Lying With Statistics?

Scot Winship reviews Thomas Piketty’s book, Capital in Twenty-First Century:

The Piketty and Saez data for the U.S. indicate that between 1979 and 2012, the bottom 90 percent’s income dropped by over $3,000.

But this ignores transfer income, such as Social Security. It ignores employer benefits, such as health insurance. And it ignores charges in household size over time.

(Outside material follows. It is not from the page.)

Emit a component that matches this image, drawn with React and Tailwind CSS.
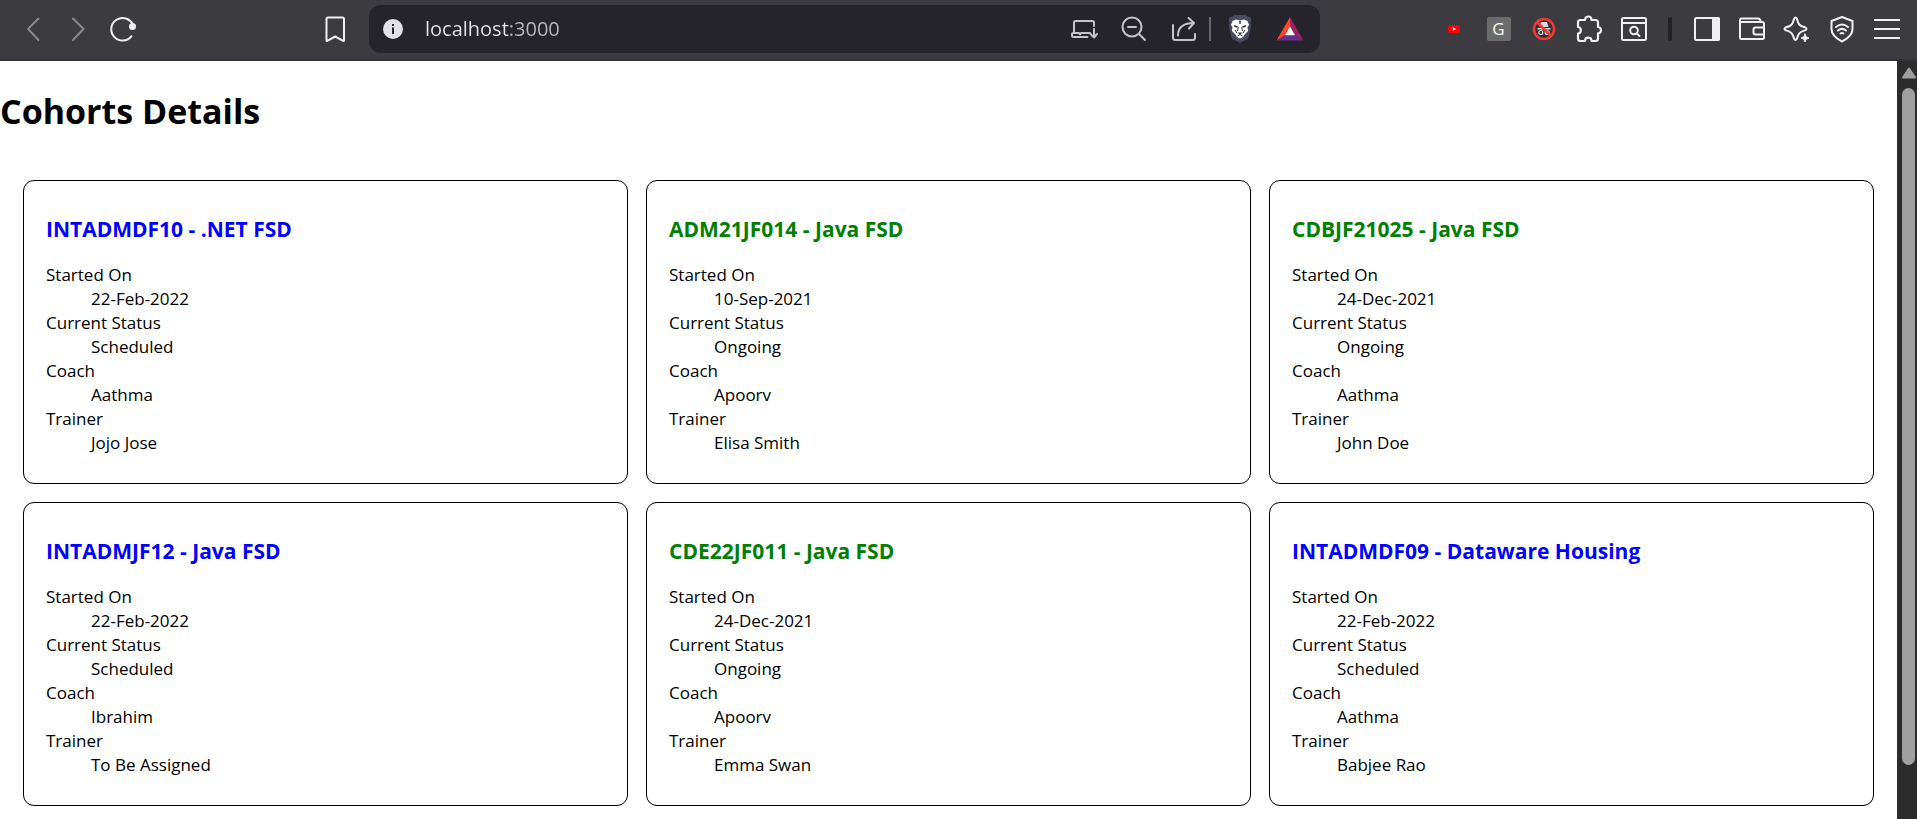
import React from "react";

const cohorts = [
  { code: "INTADMDF10", track: ".NET FSD", started: "22-Feb-2022", status: "Scheduled", coach: "Aathma", trainer: "Jojo Jose" },
  { code: "ADM21JF014", track: "Java FSD", started: "10-Sep-2021", status: "Ongoing", coach: "Apoorv", trainer: "Elisa Smith" },
  { code: "CDBJF21025", track: "Java FSD", started: "24-Dec-2021", status: "Ongoing", coach: "Aathma", trainer: "John Doe" },
  { code: "INTADMJF12", track: "Java FSD", started: "22-Feb-2022", status: "Scheduled", coach: "Ibrahim", trainer: "To Be Assigned" },
  { code: "CDE22JF011", track: "Java FSD", started: "24-Dec-2021", status: "Ongoing", coach: "Apoorv", trainer: "Emma Swan" },
  { code: "INTADMDF09", track: "Dataware Housing", started: "22-Feb-2022", status: "Scheduled", coach: "Aathma", trainer: "Babjee Rao" },
];

function CohortCard({ cohort }) {
  const color = cohort.status === "Ongoing" ? "text-[#008000]" : "text-[#0000ff]";
  return (
    <article className="rounded-[11px] border border-black px-[22px] pt-[33px] pb-7">
      <h3 className={`mb-[19px] text-[21px] leading-[30px] font-bold ${color}`}>
        {cohort.code} - {cohort.track}
      </h3>
      <dl className="text-[17px] leading-6">
        <dt>Started On</dt>
        <dd className="ml-[45px]">{cohort.started}</dd>
        <dt>Current Status</dt>
        <dd className="ml-[45px]">{cohort.status}</dd>
        <dt>Coach</dt>
        <dd className="ml-[45px]">{cohort.coach}</dd>
        <dt>Trainer</dt>
        <dd className="ml-[45px]">{cohort.trainer}</dd>
      </dl>
    </article>
  );
}

function ToolButton({ label, children, wide = false, dim = false }) {
  return (
    <button
      type="button"
      aria-label={label}
      className={`flex h-12 shrink-0 items-center justify-center ${wide ? "w-[50px]" : "w-[45px]"} ${dim ? "text-[#89898d]" : "text-[#f0f0f3]"}`}
    >
      {children}
    </button>
  );
}

function Icon({ children, width = 2 }) {
  return (
    <svg width="28" height="28" viewBox="0 0 28 28" fill="none" stroke="currentColor" strokeWidth={width} strokeLinecap="round" strokeLinejoin="round" aria-hidden="true">
      {children}
    </svg>
  );
}

function AddressBar() {
  return (
    <div className="flex h-12 min-w-0 flex-1 items-center rounded-[12px] bg-[#25242a] pr-[5px] pl-[14px] text-[#c4c4c9]">
      <button type="button" aria-label="Site information" className="shrink-0">
        <svg width="20" height="20" viewBox="0 0 20 20" aria-hidden="true">
          <circle cx="10" cy="10" r="10" fill="#e3e2e8" />
          <path d="M9 5h2v2H9zM9 8.600h2V15H9z" fill="#25242a" />
        </svg>
      </button>
      <input
        aria-label="Address"
        defaultValue="localhost:3000"
        className="ml-[22px] min-w-0 flex-1 bg-[linear-gradient(90deg,#e8e8ec_84px,#b9b9be_84px)] bg-clip-text text-[20px] leading-7 text-transparent outline-none"
      />
      <ToolButton label="Install app" wide>
        <span className="text-[#c4c4c9]">
          <Icon>
            <path d="M24 11V7.500Q24 6 22.500 6H5.500Q4 6 4 7.500V18M20 18H11l-1 1.500L9 18H3Q2 18 2 19v1.500Q2 22 3.500 22H17.500M24 14v8M20.500 19l3.500 3.500L27 19" />
          </Icon>
        </span>
      </ToolButton>
      <ToolButton label="Zoom out" wide>
        <span className="text-[#c4c4c9]">
          <Icon>
            <circle cx="12" cy="12" r="9.500" />
            <path d="M8 12h8M19 19l6 6" />
          </Icon>
        </span>
      </ToolButton>
      <ToolButton label="Share" wide>
        <span className="text-[#c4c4c9]">
          <Icon>
            <path d="M3 10v12.500Q3 25 5.500 25h17Q25 25 25 22.500V19" />
            <path d="M8 20.500C8 12 13 8 24 8M18.500 3L24 8l-5 5.500" />
          </Icon>
        </span>
      </ToolButton>
      <span className="mr-1 h-6 w-0.5 shrink-0 bg-[#67666c]" />
      <ToolButton label="Brave Shields" wide>
        <svg width="24" height="28" viewBox="0 0 24 28" aria-hidden="true">
          <path d="M6 0h12l2 2h2l1.500 3-1 3 .5 3-2 10q-.5 2-2.500 3.500L12 28l-6.500-3.500Q3.500 23 3 21L1 11l.5-3-1-3L2 2h2z" fill="#484a61" />
          <path d="M8 4.500l4 1 4-1 3.500 1.500 1.500 4-1.500 2 .5 4-3 3-2 3-3 1.500L9 22l-2-3-3-3 .5-4L3 10l1.500-4z" fill="#fff" />
          <path d="M5.500 10l4.500 1.200-1 1.600-2.500-.8zM18.500 10L14 11.200l1 1.600 2.500-.8zM9.500 17.500h5L12 19.500zM11 6h2l-.5 3h-1z" fill="#33344a" />
          <path d="M10.300 12l-.8 4M13.700 12l.8 4M7 15l2 3M17 15l-2 3M9.500 21l2.500-1.500 2.500 1.500" fill="none" stroke="#33344a" strokeWidth="1" />
        </svg>
      </ToolButton>
      <ToolButton label="Brave Rewards" wide>
        <svg width="28" height="24" viewBox="0 0 28 24" aria-hidden="true">
          <path d="M14 0L.5 23.500 9.500 18 14 10z" fill="#ff4724" />
          <path d="M14 0l13.500 23.500L18.500 18 14 10z" fill="#9e1f63" />
          <path d="M.5 23.500h27L18.500 18h-9z" fill="#662d91" />
          <path d="M14 9.500L19 18.300H9z" fill="#fff" />
        </svg>
      </ToolButton>
    </div>
  );
}

function Toolbar() {
  return (
    <header className="flex items-center border-b-2 border-[#333236] bg-[#3c3b3f] pt-[5px] pr-2 pb-1.5 pl-2.5">
      <nav aria-label="History" className="mr-[167px] flex">
        <ToolButton label="Back" dim>
          <Icon><path d="M19.500 3.500L9 14l10.500 11" /></Icon>
        </ToolButton>
        <ToolButton label="Forward" dim>
          <Icon><path d="M9 3.500L19.500 14 9 25" /></Icon>
        </ToolButton>
        <ToolButton label="Reload">
          <Icon>
            <path d="M22.500 21.200A11.300 11.300 0 1 1 24 10" />
            <circle cx="23.500" cy="11.500" r="2.500" fill="currentColor" />
          </Icon>
        </ToolButton>
      </nav>
      <div className="mr-3">
        <ToolButton label="Bookmark this page">
          <Icon><path d="M5.500 4Q5.500 2.500 7 2.500H21.500Q23 2.500 23 4V25.500q0 .8-.8.300L14.200 21.500 6.300 25.800q-.8.500-.8-.3z" /></Icon>
        </ToolButton>
      </div>
      <AddressBar />
      <div className="ml-[111px] flex items-center">
        <ToolButton label="YouTube extension">
          <svg width="12" height="8" viewBox="0 0 12 8" aria-hidden="true">
            <rect width="12" height="8" rx="2" fill="#ff0000" />
            <path d="M4.800 2.200v3.600L8 4z" fill="#fff" />
          </svg>
        </ToolButton>
        <ToolButton label="G extension">
          <span className="flex size-6 items-center justify-center rounded-[2px] bg-[#6b6b6b] text-[17px] leading-6 text-white">G</span>
        </ToolButton>
        <ToolButton label="Incognito blocker">
          <svg width="24" height="24" viewBox="0 0 24 24" fill="none" aria-hidden="true">
            <circle cx="12" cy="12" r="10" fill="#303236" stroke="#ef3b36" strokeWidth="2.600" />
            <path d="M9 5h6l1.500 5h-9zM5.500 11h13v1.500h-13z" fill="#dcdcdc" />
            <circle cx="8.800" cy="15.500" r="2" stroke="#dcdcdc" strokeWidth="1.200" />
            <circle cx="15.200" cy="15.500" r="2" stroke="#dcdcdc" strokeWidth="1.200" />
            <path d="M5 5l14 14" stroke="#ef3b36" strokeWidth="2.600" />
          </svg>
        </ToolButton>
        <ToolButton label="Extensions">
          <Icon width={2.2}>
            <path d="M3 7.500Q3 5 5.500 5H10C10 .3 16.500 .3 16.500 5H20.500Q23 5 23 7.500V12c4 .3 4 6 0 6.300V23.500Q23 26 20.500 26H16.500c0-4.500-6.500-4.500-6.500 0H5.500Q3 26 3 23.500V18.500c3.800-.3 3.800-6.200 0-6.500z" />
          </Icon>
        </ToolButton>
        <ToolButton label="Search tabs">
          <Icon>
            <rect x="2" y="3" width="24" height="22" rx="1.500" />
            <path d="M2 8h24" />
            <circle cx="14" cy="15.500" r="3.800" />
            <path d="M17 18.500l2.500 2.500" />
          </Icon>
        </ToolButton>
        <span className="mx-3 h-6 w-1 rounded-full bg-[#212024]" />
        <ToolButton label="Sidebar">
          <Icon>
            <rect x="2" y="3" width="24" height="22" rx="1.500" />
            <path d="M20 3h5q1 0 1 1v20q0 1-1 1h-5z" fill="currentColor" />
          </Icon>
        </ToolButton>
        <ToolButton label="Wallet">
          <Icon>
            <path d="M2 7V5q0-1.500 1.500-1.500H20Q22.500 3.500 22.500 7M2 7h22q2 0 2 2v13.500q0 1.500-1.500 1.500h-21Q2 24 2 22.500zM26 12.500H17.500q-2 0-2 2V17.500q0 2 2 2H26" />
          </Icon>
        </ToolButton>
        <ToolButton label="AI assistant">
          <Icon>
            <path d="M11 4q1.500-3 3 0C15.300 9.500 16.500 10.800 22.500 12.500q2 1.300 0 2.600C16.500 17 15.300 18.500 14 23.500q-1.500 3-3 0C9.700 18.500 8.500 17 2.500 15.100q-2-1.300 0-2.600C8.500 10.800 9.700 9.500 11 4z" />
            <path d="M22 19l1.200 2.800L26 23l-2.800 1.200L22 27l-1.200-2.800L18 23l2.800-1.200z" fill="currentColor" strokeWidth="1" />
          </Icon>
        </ToolButton>
        <ToolButton label="VPN">
          <Icon>
            <path d="M14 2l10.500 4V14c0 6-4.500 9.500-10.500 12.500C8 23.500 3.500 20 3.500 14V6z" />
            <path d="M8 12q6-5 12 0M10 15.500q4-3.300 8 0M12.500 18.500q1.500-1 3 0" />
          </Icon>
        </ToolButton>
        <ToolButton label="Menu">
          <svg width="26" height="20" viewBox="0 0 26 20" fill="currentColor" aria-hidden="true">
            <path d="M0 0h26v2H0zM0 9h26v2H0zM0 18h26v2H0z" />
          </svg>
        </ToolButton>
      </div>
    </header>
  );
}

function ScrollBar() {
  return (
    <div aria-hidden="true" className="flex w-5 shrink-0 flex-col items-center bg-[#2c2c2c] pt-1.5 pb-[54px] pl-[3px]">
      <svg width="16" height="12" viewBox="0 0 16 12">
        <path d="M8 1.500L14 10.500H2z" fill="#9f9f9f" stroke="#9f9f9f" strokeWidth="2" strokeLinejoin="round" />
      </svg>
      <div className="mt-[9px] w-[13px] flex-1 rounded-full bg-[#9f9f9f]" />
    </div>
  );
}

export default function App() {
  return (
    <div className="flex min-h-screen flex-col bg-white font-['Open_Sans','Noto_Sans',sans-serif] text-black">
      <Toolbar />
      <div className="flex flex-1">
        <main className="min-w-0 flex-1">
          <h1 className="pt-[26px] text-[34px] leading-[48px] font-bold">Cohorts Details</h1>
          <section aria-label="Cohorts" className="mt-[45px] grid grid-cols-3 gap-[18px] px-[23px]">
            {cohorts.map((cohort) => (
              <CohortCard key={cohort.code} cohort={cohort} />
            ))}
          </section>
        </main>
        <ScrollBar />
      </div>
    </div>
  );
}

When I incorporate these improvements using the Census Bureau data, I find that median post-tax and -transfer income rose by nearly $26,000 for a household of four ($13,000 for a household of one) between 1979 and 2012.

Comments (11)

Trackback URL | Comments RSS Feed

  1. Thomas says:

    What Piketty and Saez neglect to include is transfer income, so it is not a fair representation of the change in income over time. People are better off because of the government transfers they receive.

    • James M. says:

      Social Security, benefits and government transfers are such a large part of compensation now that not including it misrepresents the data.

      • Andrew says:

        It likely will become a larger part of our compensation in the future, it isn’t going away any time soon. It should be included in any other income comparisons present and future.

    • Chris A says:

      We are becoming a welfare state, people are earning more but the government is giving them more. Not the most optimal way to sustain economic growth.

    • Erik says:

      Social Security is not a transfer as you pay into the pot before you get money out – Strike 1

      Most low-income people are part-timers and do not receive benefits or cannot afford the premium – Strike 2

      I don’t know what a “Charges in household size over time means” but most people are waiting longer to have families – Strike 3

      Your Out!

  2. Matthew says:

    “The Piketty and Saez data for the U.S. indicate that between 1979 and 2012, the bottom 90 percent’s income dropped by over $3,000.”

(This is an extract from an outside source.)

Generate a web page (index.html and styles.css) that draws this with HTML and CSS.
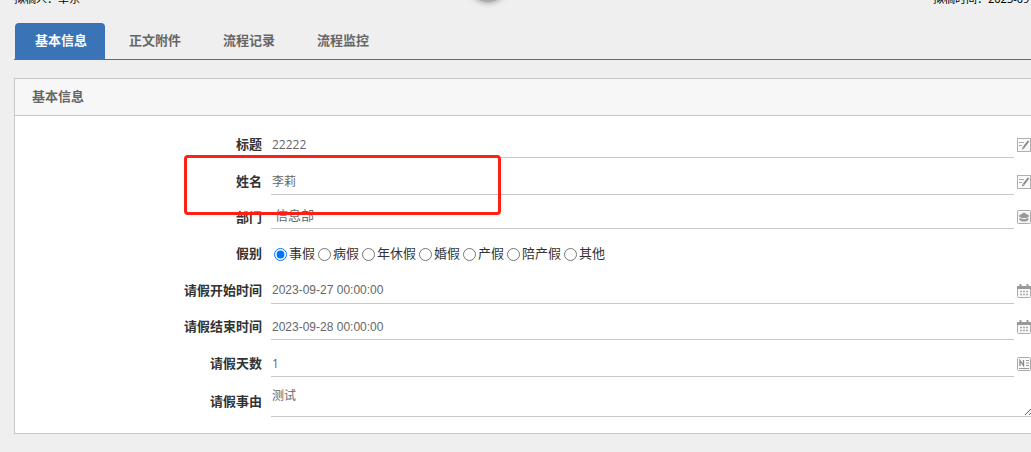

    This statement sells a bit better than showing how much income rose. It is all about defending his argument.

    • Jay says:

      Well he is trying to sell a book here.

      • Jeff N says:

        There are many activists that love to point out what is going wrong in the country. This book is appealing to those individuals. People that are blinded by their beliefs that don’t understand how simple is to alter a statistic to prove a point.

  3. Alex B says:

    The problem is that because income inequality has become a hot topic, everyone believes that they can write a book about it. Writing is easy, even reading numbers out of a table is easy, but interpreting what those numbers mean and how they relate over time is what makes it challenging. It surprises me that this is a study from Berkeley.

  4. Harold E says:

    Let’s consider the data is correct. We have experienced the Great Recession (one of the worst recessions thus the great in the name), is to be expected that income significantly fell during that period. The economy suffered a downturn that left us all worse off, and although we have seen some recovery, it is not significant yet, and even if it was, the economic trend line fell, we are in a lower path of economic growth. So are the numbers wrong, probably, but there are reasons why income has decreased, and it is not due to inequality.